The Great American Culture Clash
We should have known what was coming. The warning from the Apostle Paul was simple and direct. “This know, also,” he said, “that in the last days perilous times shall come. For men shall be lovers of their own selves…lovers of pleasures more than lovers of God” (2 Tim. 3:1–2, 4). Yes, we knew it was coming—but how soon, and how much in this generation?
A number of our teachers echoed the apostle and sounded the alarm. They were men like the late A. W. Tozer, who had an unsettling way of projecting the long-term consequences of short-term concessions to secular mores. Charles Colson once spoke of evangelicals in this generation being “co-opted by the culture.” Their observations looked toward a time when Judeo-Christian culture—nurtured and cherished in this republic as perhaps in no other—would come crashing down. We have lived to see it, and the crash has been a Hindenburg-like flash of impending moral catastrophe.
The clash of cultures in America has, of course, been going on for decades. We are now beginning to reap what has been sown by those dedicated to showing the door to God and anyone promoting historic Judeo-Christian values. A clear example of this surfaced in a concept promoted as situation ethics. By definition situation ethics is a system that evaluates acts in the light of their situational context rather than by the application of moral absolutes. In this scheme of things, every individual becomes a law unto him or herself. Morality, as found in the Word of God, is rejected out of hand, and truth becomes the first casualty. Thus, the culture is more attuned to the attitude of Pontius Pilate than to that of Jesus or Moses. You will remember that it was Pilate who asked Christ the question, “What is truth?” (Jn. 18:38). Pagan Rome did not know.
We now seem to have come full circle, moving from a culture with confidence that the knowledge of truth is attainable, to one in which the searchers are on a dead-end street—“Ever learning, and never able to come to the knowledge of the truth” (2 Tim. 3:7). In such circumstances, we hear echoes from the days of ancient Israel in the time of the judges, a time when “every man did that which was right in his own eyes” (Jud. 17:6; 21:25).

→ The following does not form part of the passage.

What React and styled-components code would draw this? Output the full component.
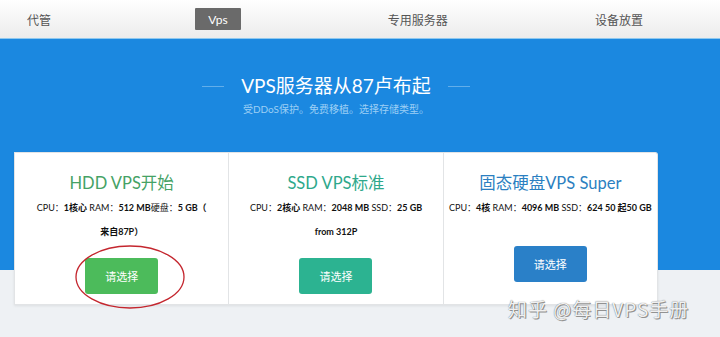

But there is a price to pay for this “every man” interpretation of truth and right living. While the demand for non-judgmental attitudes may become seasonally fashionable to the point that the “silent majority” is effectively silenced, it is actually a prescription for disaster. We would do well to learn from ancient Israel. The era of every man doing what seemed right to himself was not the dawn of a new age of enlightenment and tolerance. It was, in fact, one of the lowest plateaus reached in that nation’s history. Absolute individualism becomes absolute anarchy—anarchy insuring the disintegration of society.
Well, although it may be unsettling, we can see what the seeds sown today will produce when it comes time to reap. But we also observe something else, something that should be of great comfort to believers. Situation ethics and all of its bedfellow philosophies do not work. Holding steadfastly to the absolutes of the Word of God does. This being true, we are encouraged.